Gonzo also tackles the essential quandary of Thompson's work -- how an angry young man becomes an irrelevant old one, how the writing that made him a celebrity was then unmade as his celebrity got in the way, how living up to your public persona can devour the private person underneath. Many at Sundance complained that the film was too reliant on clips from Fear and Loathing in Las Vegas and Where the Buffalo Roam. But I'd suggest that a smart film about Thompson had to include moments from those films, and extensively, just as Gonzo interviews British illustrator Ralph Steadman and talks about Garry Trudeau's co-opting of Thompson's persona for the 'Uncle Duke' character in Doonesbury; any discussion of Thompson's life has to, by extension, include all the reflections and refractions and recreations of it. Thompson was larger than life, and then his life got so large it was no life at all, and then he took his own life.I wonder if this is why blogging is such a short-lived preoccupation for most people. Blogging can be a slow, pitiful slog with few rewards. As easy as it is to get started, it's difficult to get noticed unless you craft some sort of wild persona.
Maintaining a persona is physically and emotionally exhausting. The persona is a temporary construct in time and space, a static representation of the way you're thinking and feeling at a given point in your life.
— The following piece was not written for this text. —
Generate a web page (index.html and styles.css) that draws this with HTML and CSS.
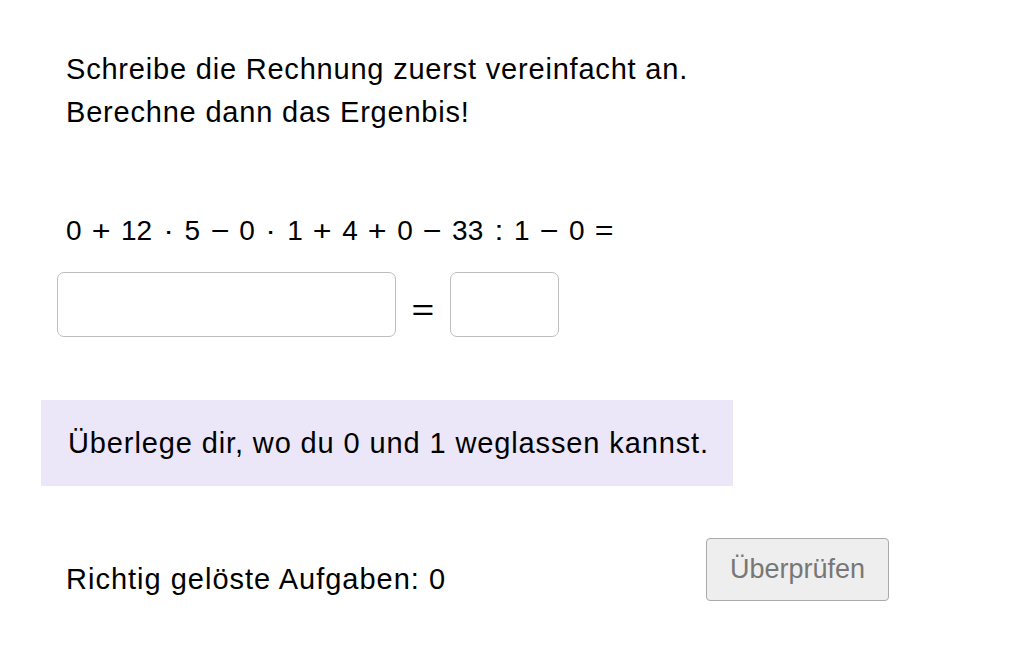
FILE: index.html
```html
<!DOCTYPE html>
<html lang="de">
<head>
<meta charset="utf-8">
<link rel="stylesheet" href="styles.css">
</head>
<body>
<div class="page">
  <div class="task">
    <p class="line">Schreibe die Rechnung zuerst vereinfacht an.</p>
    <p class="line">Berechne dann das Ergenbis!</p>
  </div>
  <div class="equation">0<span class="op">+</span>12<span class="op">·</span>5<span class="op">−</span>0<span class="op">·</span>1<span class="op">+</span>4<span class="op">+</span>0<span class="op">−</span>33<span class="op">:</span>1<span class="op">−</span>0<span class="op op-last">=</span></div>
  <div class="answer-row">
    <div class="field field-wide"></div>
    <span class="eq">=</span>
    <div class="field field-small"></div>
  </div>
  <div class="hint">Überlege dir, wo du 0 und 1 weglassen kannst.</div>
  <div class="footer">
    <span class="score">Richtig gelöste Aufgaben: 0</span>
    <button class="check" disabled>Überprüfen</button>
  </div>
</div>
</body>
</html>
```
FILE: styles.css
```css
html, body {
  margin: 0;
  padding: 0;
  background: #ffffff;
}
body {
  font-family: "Liberation Sans", Arial, sans-serif;
  color: #000000;
  width: 1032px;
  height: 645px;
  overflow: hidden;
}
.page {
  padding: 48px 0 0 41px;
}
.task {
  padding-left: 25px;
}
.line {
  margin: 0;
  font-size: 29px;
  line-height: 43px;
  letter-spacing: 0.8px;
}
.equation {
  margin-top: 80px;
  padding-left: 25px;
  font-size: 28px;
  line-height: 34px;
  white-space: pre;
}
.op {
  display: inline-block;
  margin: 0 11.5px;
  transform: scaleX(1.15);
}
.op-last {
  margin-right: 0;
}
.answer-row {
  display: flex;
  align-items: center;
  margin-top: 24px;
  padding-left: 16px;
}
.field {
  border: 1px solid #bdbdbd;
  border-radius: 7px;
  box-sizing: border-box;
  height: 65px;
}
.field-wide {
  width: 339px;
}
.field-small {
  width: 109px;
}
.eq {
  font-size: 30px;
  width: 54px;
  text-align: center;
  padding-top: 10px;
  transform: scaleX(1.3);
}
.hint {
  margin-top: 63px;
  width: 692px;
  height: 86px;
  background: #ebe6f8;
  box-sizing: border-box;
  padding-left: 27px;
  font-size: 29px;
  line-height: 86px;
  letter-spacing: 0.88px;
}
.footer {
  display: flex;
  align-items: flex-start;
  margin-top: 52px;
  width: 848px;
  justify-content: space-between;
  padding-left: 25px;
  box-sizing: border-box;
}
.score {
  font-size: 29px;
  letter-spacing: 1px;
  margin-top: 25px;
}
.check {
  width: 183px;
  height: 63px;
  background: #eeeeee;
  border: 1px solid #aaaaaa;
  border-radius: 4px;
  color: #777777;
  font-family: inherit;
  font-size: 27px;
  padding: 0;
}
```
The construct, however, is temporary. As your thinking evolves, and your interests shift, the differences between your persona and your current phenomenal self grow. You end up torn in twain. You feel the Internet wants the persona, they want your snark-filled opinions on celebrity gossip, or your bitching about your children - even if you're itching to discuss the election, or have grown wary of the hatred leeching into your online voice.
I don't think it has to be that way. If I did, I wouldn't be blogging again. But I think it's a trap any writer can sink into. Killing a blog isn't a bad thing; sometimes, it's the only way to go home again.